Optional vs Nullable In Typescript/Angular

An interesting question came up recently about the difference between the “optional” flag in Typescript, and setting something as null. More importantly, it was a question of whether the following were synonymous :

export class MyClass {
  myProperty? : string;
}
export class MyClass {
  myProperty : string | null;
}

The answer is no, these are not the same thing, but it took some explaining to do to people from backgrounds that do not have a “optional” flag, and instead just use a nullable type. For instance, in C#, we may do something like so :

class MyClass 
{
    public string? MyProperty { get; set;}
}

This tells the compiler/runtime that MyProperty is nullable, and by default, will have a null value if no value is given. However in Typescript, the question mark operator is *not* a nullable operator, it instead denotes whether something is “optional”. And there’s an important difference.

export class MyClass {
  myProperty? : string;
}

This says that the MyProperty is optional, and if no value is given, that the value will be set to “undefined”. It’s an important distinction because it’s not a “default” value, it’s “no value”. This is important because if you initialize the class like so :

let class : MyClass = { };

No error will be thrown because the property is optional.
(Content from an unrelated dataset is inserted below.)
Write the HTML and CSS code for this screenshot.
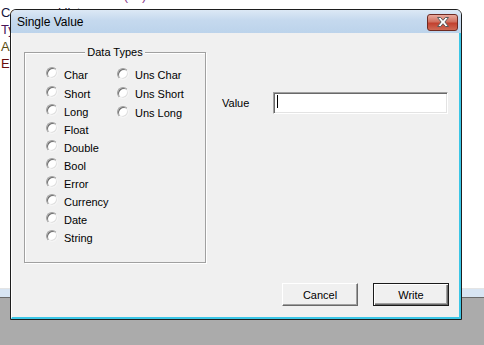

When you instead do something like so :

export class MyClass {
  myProperty : string | null;
}

And then we initialize it the same way :

let class : MyClass = { };

We get the following error :

Property 'myProperty' is missing in type '{}' but required in type 'MyClass'

This is because while we are allowing null to be set as the value, it does not change whether a value needs to be set or not. It’s not optional. Therefore, if we use the discriminated union, we must pass in null as the initial value like so :

let class : MyClass = { myProperty : null };

Again, the most important thing about all of this is divorcing the idea that the question mark operator works the same as it does in C#. It is not a signifier of whether something can be null, it is instead used to mark something as optional. And that is an important difference.